> [What to work on]: Which lines hold the string "this"? Copy every one of them.

> [Material to process]:

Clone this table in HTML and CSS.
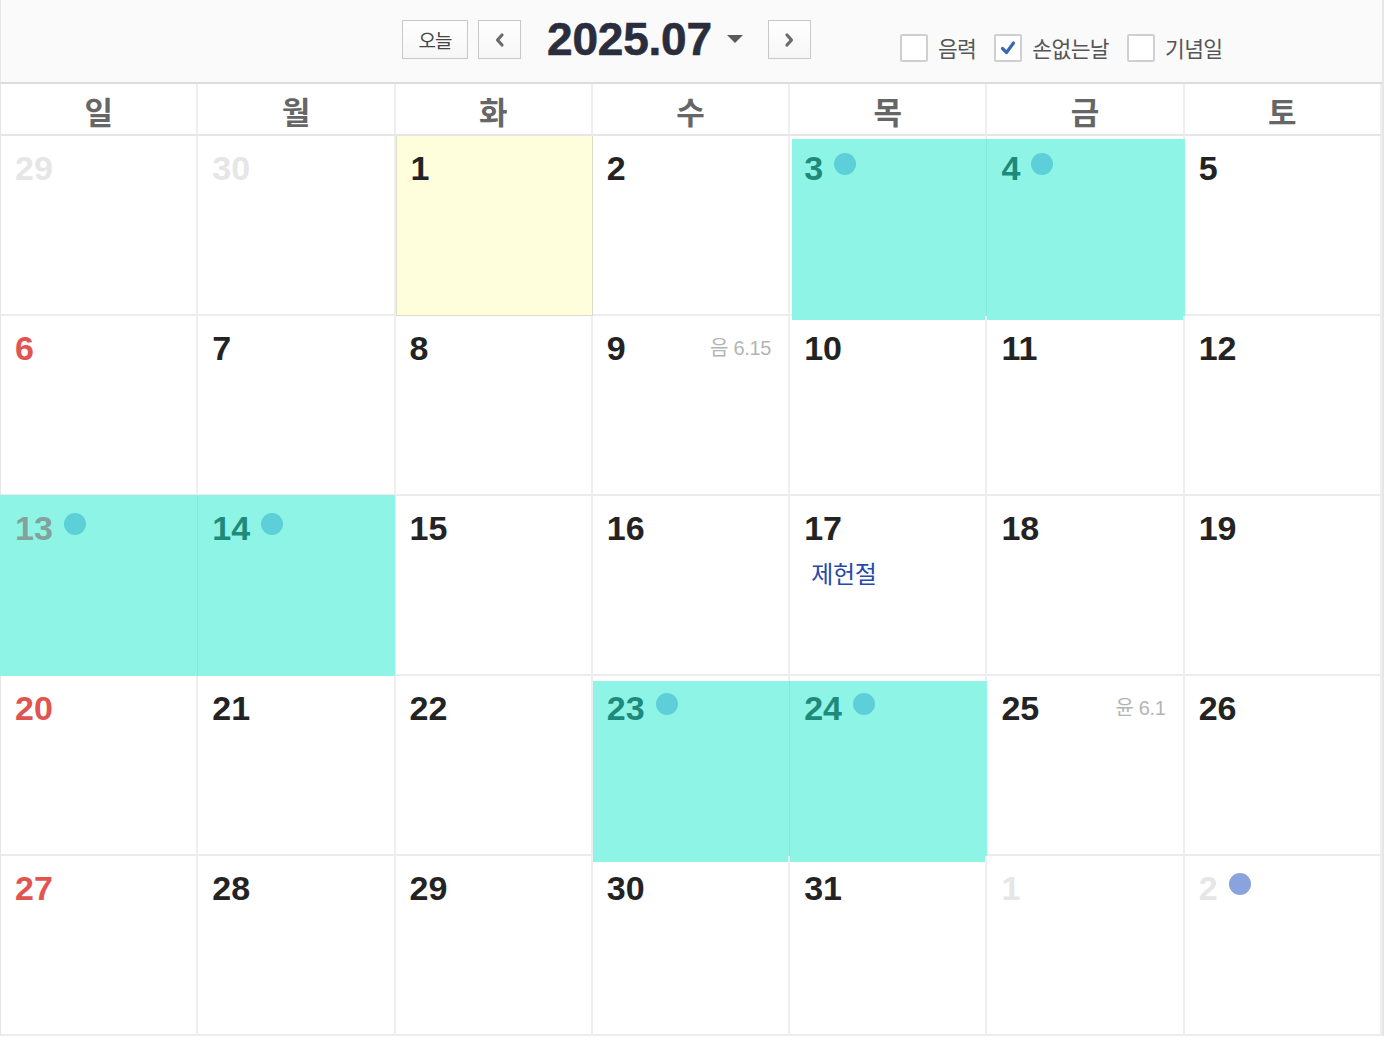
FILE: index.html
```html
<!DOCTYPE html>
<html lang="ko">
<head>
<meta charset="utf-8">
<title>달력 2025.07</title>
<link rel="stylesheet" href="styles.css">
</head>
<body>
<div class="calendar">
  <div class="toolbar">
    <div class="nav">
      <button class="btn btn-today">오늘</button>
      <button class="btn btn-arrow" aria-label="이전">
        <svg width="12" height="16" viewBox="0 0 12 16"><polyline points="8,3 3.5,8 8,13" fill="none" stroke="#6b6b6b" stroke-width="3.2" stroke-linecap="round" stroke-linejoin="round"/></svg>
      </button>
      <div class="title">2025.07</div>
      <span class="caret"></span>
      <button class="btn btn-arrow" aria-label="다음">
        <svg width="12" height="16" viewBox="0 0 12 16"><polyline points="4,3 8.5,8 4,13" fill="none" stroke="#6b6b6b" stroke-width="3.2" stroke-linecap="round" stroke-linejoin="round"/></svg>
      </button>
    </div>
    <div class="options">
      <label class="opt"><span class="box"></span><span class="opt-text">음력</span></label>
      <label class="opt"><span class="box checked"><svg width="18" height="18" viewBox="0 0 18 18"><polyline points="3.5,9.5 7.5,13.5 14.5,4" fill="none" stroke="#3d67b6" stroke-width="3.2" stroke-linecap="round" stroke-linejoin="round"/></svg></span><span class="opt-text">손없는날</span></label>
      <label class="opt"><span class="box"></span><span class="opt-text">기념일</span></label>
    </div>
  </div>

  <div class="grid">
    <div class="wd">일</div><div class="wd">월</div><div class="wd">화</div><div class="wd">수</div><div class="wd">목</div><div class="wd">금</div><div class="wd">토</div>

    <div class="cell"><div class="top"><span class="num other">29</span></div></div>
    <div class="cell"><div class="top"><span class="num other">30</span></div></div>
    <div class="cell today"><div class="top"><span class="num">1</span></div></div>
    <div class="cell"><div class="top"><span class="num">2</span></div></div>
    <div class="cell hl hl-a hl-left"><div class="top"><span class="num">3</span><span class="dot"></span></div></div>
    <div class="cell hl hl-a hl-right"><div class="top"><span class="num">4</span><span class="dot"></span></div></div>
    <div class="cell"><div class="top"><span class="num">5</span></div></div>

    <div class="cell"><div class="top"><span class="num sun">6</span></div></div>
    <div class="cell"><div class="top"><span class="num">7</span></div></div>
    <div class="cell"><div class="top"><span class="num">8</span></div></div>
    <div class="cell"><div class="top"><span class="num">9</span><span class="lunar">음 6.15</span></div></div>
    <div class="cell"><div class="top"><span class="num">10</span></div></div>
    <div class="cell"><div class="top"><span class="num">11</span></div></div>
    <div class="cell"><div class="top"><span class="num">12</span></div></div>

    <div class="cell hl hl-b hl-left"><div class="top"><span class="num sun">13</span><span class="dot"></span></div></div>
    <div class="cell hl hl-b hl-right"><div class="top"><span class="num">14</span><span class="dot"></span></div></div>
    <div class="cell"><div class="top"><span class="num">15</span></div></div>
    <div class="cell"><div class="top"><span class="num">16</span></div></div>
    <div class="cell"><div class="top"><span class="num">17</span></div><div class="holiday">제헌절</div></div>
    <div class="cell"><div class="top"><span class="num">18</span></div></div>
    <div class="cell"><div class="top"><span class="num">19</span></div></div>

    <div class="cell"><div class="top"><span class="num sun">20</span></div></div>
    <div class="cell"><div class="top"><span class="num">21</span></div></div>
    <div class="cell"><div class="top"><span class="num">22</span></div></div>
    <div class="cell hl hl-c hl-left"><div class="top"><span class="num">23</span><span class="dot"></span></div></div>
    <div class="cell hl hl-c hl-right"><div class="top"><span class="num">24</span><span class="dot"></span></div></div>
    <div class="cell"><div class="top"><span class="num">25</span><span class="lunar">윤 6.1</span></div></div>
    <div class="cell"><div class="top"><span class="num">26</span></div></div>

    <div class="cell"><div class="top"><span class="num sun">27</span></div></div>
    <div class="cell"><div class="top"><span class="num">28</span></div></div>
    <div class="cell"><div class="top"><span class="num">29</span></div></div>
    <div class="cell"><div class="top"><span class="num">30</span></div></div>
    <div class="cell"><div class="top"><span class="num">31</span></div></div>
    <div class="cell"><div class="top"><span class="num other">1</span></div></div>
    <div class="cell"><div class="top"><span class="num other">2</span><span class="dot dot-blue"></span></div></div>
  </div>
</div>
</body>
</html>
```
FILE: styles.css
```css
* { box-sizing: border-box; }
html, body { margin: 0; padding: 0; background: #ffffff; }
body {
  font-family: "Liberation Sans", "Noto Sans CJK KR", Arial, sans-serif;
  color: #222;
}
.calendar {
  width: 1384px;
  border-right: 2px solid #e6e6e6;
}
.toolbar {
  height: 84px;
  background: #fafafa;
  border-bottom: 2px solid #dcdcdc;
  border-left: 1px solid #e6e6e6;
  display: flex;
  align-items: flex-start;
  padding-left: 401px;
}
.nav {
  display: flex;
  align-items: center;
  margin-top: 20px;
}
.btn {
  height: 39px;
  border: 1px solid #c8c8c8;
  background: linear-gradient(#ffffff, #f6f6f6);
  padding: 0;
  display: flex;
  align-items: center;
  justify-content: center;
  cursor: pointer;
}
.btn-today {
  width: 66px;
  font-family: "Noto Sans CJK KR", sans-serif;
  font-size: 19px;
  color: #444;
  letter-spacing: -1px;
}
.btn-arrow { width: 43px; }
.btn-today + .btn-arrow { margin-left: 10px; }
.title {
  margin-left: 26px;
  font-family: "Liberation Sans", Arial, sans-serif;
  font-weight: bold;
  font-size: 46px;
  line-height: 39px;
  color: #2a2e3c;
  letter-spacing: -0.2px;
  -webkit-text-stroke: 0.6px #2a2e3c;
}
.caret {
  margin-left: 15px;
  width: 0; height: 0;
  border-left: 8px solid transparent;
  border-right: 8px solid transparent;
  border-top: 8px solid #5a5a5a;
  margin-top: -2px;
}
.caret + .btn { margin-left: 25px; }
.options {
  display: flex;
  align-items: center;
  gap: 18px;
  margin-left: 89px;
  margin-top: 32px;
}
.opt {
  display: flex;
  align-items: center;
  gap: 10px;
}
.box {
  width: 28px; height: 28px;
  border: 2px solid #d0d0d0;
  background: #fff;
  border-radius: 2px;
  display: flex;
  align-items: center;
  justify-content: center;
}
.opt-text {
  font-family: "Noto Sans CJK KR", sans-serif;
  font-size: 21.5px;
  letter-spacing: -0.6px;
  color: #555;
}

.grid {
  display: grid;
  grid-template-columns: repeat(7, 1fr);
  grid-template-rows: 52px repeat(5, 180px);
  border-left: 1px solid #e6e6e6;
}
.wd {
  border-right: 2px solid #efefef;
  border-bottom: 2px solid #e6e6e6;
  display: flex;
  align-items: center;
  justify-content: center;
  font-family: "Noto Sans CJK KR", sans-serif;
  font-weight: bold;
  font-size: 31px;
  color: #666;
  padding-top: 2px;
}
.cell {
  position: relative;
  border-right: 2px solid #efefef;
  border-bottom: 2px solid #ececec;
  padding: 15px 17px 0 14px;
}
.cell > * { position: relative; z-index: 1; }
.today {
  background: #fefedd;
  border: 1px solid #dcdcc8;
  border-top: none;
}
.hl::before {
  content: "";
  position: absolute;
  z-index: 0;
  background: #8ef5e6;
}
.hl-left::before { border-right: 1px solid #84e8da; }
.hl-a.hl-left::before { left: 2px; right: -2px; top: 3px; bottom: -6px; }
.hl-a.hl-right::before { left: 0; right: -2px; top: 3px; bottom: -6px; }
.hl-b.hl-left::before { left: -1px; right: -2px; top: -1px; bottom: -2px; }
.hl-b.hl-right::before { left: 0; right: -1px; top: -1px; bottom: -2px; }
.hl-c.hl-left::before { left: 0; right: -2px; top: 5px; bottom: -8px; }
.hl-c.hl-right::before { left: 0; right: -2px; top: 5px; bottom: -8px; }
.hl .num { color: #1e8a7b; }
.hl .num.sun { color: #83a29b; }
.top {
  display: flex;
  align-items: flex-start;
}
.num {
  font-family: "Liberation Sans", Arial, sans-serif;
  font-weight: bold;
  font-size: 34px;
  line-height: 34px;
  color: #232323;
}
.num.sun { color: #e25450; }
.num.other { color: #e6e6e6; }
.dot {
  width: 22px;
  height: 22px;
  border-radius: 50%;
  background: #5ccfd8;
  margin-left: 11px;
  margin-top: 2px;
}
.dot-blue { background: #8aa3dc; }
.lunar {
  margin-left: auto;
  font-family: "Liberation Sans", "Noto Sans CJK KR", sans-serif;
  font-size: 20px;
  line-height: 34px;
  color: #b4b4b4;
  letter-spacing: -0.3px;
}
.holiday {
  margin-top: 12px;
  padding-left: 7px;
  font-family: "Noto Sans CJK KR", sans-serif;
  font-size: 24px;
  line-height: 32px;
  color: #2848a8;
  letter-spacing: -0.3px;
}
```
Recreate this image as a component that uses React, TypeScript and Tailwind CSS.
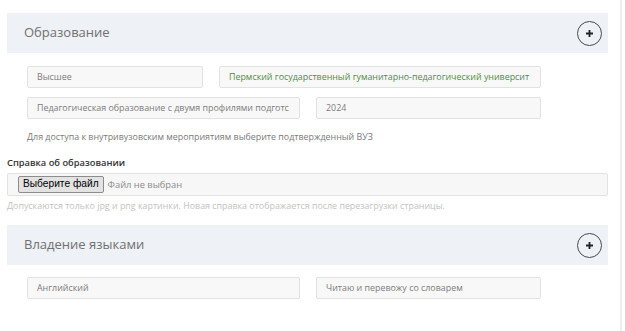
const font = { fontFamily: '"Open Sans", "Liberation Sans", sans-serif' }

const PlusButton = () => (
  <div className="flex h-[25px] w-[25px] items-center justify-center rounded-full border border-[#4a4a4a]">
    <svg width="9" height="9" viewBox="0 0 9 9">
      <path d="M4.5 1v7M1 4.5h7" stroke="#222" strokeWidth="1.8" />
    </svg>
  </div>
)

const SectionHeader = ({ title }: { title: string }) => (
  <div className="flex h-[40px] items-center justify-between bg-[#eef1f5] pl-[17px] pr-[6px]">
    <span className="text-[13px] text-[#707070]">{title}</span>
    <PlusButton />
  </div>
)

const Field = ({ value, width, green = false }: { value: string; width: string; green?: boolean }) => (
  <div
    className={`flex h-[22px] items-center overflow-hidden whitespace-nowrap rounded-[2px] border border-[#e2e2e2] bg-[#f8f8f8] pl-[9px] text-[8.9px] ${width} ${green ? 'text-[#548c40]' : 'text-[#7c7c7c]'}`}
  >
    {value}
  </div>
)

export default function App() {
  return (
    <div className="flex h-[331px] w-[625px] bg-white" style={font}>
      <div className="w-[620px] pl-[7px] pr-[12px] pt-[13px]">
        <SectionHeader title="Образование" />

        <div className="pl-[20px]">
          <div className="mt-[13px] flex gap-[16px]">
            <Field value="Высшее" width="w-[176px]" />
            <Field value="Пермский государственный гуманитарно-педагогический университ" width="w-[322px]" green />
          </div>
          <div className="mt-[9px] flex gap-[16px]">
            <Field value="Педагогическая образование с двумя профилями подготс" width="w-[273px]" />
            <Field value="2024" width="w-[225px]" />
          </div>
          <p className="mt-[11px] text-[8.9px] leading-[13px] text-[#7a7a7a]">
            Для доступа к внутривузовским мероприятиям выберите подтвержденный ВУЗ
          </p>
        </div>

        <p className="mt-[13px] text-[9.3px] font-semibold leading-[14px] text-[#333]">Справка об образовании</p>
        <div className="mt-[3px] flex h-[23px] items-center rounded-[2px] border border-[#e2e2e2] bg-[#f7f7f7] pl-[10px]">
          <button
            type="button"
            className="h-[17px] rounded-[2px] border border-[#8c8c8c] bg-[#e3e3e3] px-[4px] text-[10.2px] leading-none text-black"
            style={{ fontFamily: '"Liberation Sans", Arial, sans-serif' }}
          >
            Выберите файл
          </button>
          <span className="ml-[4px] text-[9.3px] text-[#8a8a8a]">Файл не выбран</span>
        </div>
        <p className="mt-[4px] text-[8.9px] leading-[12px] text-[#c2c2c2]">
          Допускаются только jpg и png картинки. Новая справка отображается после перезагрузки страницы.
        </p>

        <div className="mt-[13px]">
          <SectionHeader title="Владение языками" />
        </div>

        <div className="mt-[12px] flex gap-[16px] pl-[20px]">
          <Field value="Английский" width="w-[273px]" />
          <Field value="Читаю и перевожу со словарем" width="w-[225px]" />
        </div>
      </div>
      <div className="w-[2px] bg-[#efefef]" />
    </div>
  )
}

> [Solution below]:
Clone this table in HTML and CSS.
Recreate this image as a component that uses React, TypeScript and Tailwind CSS.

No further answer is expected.